AIM OF THE TASK:
Give only the number of lines in the data that contain the word "this".

AVAILABLE DATA:
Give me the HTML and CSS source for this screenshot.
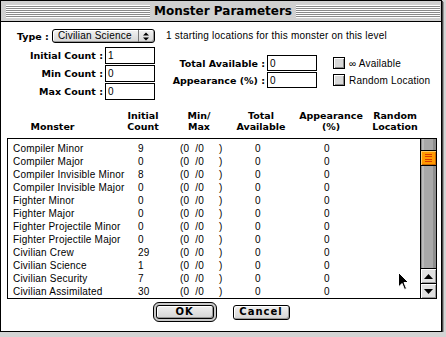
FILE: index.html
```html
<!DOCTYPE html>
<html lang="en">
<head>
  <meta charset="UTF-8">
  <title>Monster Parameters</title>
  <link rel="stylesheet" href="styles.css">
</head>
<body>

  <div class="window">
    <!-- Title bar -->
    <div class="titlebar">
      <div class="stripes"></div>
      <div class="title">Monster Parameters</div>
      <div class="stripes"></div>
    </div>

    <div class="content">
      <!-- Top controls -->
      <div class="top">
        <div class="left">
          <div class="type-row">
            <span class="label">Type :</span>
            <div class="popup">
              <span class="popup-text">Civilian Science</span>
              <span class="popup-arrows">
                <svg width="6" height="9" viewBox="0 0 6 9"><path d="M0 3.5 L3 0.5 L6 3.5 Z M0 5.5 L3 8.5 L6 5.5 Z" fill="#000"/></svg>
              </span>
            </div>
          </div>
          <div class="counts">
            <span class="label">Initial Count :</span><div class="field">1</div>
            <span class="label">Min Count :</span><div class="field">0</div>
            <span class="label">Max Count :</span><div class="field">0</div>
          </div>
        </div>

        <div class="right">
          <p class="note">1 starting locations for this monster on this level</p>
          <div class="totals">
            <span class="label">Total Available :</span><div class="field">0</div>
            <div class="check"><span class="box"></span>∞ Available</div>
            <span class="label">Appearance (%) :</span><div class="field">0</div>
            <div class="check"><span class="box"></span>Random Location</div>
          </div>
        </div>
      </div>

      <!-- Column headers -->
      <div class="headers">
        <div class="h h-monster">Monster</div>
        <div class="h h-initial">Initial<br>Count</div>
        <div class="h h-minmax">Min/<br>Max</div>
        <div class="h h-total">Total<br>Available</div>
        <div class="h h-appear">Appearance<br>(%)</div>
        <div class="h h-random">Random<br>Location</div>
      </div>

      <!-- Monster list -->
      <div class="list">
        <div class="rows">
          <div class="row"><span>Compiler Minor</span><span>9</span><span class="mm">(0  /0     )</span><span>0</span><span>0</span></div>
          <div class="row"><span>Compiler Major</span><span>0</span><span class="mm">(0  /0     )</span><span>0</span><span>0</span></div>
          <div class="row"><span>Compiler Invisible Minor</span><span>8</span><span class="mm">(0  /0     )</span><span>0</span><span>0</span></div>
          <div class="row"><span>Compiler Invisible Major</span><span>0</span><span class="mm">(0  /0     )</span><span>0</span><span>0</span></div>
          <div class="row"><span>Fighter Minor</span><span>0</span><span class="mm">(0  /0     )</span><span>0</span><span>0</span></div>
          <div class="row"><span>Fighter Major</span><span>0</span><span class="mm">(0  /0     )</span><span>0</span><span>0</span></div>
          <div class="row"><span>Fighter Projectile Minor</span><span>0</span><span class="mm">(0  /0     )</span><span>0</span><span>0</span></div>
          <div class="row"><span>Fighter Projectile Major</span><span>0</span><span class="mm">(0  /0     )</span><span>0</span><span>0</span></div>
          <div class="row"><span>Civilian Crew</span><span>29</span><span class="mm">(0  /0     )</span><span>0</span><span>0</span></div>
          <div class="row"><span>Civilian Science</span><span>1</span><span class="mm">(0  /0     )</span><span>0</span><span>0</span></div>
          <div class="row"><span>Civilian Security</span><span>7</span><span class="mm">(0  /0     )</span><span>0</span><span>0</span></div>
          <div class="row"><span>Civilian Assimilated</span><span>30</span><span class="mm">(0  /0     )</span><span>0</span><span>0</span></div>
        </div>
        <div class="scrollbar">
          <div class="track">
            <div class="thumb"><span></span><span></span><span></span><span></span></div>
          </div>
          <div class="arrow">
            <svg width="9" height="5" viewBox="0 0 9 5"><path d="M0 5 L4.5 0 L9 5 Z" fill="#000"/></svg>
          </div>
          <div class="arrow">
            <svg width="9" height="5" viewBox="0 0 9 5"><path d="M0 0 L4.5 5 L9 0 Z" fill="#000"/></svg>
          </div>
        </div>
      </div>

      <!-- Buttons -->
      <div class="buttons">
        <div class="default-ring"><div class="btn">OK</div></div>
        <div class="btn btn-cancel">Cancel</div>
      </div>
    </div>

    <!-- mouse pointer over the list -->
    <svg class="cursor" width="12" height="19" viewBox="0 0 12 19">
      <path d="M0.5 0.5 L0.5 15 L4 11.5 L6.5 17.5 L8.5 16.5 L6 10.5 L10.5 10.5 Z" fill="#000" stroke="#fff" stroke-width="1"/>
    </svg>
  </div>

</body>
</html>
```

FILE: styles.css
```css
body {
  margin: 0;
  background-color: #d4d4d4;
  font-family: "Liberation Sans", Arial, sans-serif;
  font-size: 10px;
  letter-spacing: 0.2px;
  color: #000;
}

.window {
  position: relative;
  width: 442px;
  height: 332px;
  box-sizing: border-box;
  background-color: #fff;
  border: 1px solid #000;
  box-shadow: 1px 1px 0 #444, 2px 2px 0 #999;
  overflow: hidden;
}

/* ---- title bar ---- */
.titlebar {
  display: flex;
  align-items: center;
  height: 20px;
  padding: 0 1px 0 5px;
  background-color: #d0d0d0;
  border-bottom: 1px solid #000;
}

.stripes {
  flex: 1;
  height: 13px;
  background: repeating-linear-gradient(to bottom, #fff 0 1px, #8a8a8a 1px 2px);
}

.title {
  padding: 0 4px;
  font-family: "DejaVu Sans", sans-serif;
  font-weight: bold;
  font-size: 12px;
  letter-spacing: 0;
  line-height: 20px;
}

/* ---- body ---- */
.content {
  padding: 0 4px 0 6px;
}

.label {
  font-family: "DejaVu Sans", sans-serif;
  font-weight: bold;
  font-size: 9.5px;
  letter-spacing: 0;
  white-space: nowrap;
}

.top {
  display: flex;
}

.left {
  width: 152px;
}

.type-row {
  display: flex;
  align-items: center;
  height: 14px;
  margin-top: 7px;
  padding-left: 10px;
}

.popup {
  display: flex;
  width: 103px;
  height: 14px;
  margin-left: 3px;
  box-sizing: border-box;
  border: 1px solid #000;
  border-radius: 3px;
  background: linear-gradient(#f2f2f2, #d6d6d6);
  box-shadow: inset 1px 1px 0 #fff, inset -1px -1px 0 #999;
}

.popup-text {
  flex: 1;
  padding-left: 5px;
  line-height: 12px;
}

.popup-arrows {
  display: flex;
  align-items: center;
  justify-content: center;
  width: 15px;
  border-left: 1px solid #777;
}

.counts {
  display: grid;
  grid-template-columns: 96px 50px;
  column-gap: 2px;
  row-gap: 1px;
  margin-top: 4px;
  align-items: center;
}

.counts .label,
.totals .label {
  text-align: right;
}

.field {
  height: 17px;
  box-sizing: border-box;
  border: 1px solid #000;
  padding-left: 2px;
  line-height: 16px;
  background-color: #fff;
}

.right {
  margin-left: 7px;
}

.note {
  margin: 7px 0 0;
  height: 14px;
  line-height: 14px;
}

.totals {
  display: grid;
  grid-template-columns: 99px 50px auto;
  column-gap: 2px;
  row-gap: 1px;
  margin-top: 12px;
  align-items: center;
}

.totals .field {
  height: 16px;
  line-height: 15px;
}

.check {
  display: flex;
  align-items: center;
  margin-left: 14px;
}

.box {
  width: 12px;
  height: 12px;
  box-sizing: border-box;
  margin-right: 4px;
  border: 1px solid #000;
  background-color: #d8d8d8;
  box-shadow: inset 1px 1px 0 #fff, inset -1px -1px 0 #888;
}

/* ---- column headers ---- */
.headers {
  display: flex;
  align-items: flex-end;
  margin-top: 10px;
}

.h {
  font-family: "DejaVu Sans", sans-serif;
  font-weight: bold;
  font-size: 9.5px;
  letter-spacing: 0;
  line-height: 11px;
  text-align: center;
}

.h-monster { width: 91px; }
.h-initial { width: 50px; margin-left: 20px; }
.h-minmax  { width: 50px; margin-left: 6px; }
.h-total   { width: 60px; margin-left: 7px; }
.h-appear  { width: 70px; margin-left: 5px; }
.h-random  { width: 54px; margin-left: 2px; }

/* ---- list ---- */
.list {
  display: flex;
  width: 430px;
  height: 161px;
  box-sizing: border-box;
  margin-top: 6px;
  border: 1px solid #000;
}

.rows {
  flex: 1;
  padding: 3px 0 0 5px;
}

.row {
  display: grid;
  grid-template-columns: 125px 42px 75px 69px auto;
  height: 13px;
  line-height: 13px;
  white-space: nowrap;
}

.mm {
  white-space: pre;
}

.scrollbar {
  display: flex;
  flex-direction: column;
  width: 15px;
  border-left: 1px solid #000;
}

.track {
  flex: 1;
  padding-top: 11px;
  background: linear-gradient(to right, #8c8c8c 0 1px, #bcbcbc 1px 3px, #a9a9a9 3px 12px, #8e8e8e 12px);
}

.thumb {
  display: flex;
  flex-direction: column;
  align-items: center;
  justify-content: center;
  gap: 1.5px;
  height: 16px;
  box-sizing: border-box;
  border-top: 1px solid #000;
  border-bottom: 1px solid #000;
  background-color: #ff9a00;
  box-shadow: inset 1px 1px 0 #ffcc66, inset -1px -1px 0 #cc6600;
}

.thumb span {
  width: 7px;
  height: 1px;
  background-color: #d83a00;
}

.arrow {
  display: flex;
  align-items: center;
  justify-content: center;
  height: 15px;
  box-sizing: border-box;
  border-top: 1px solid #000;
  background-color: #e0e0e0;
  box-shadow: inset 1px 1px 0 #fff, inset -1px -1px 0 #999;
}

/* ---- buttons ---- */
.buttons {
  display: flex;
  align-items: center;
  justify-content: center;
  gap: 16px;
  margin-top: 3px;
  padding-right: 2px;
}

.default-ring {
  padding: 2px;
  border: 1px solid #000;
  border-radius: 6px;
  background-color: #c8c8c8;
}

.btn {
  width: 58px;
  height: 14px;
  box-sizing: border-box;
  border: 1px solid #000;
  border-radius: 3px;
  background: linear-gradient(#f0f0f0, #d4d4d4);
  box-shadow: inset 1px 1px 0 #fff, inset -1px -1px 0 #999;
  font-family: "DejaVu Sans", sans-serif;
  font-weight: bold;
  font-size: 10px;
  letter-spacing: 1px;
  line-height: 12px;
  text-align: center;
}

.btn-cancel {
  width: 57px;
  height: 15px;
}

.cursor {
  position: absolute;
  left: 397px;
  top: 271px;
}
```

FULL RESPONSE:
2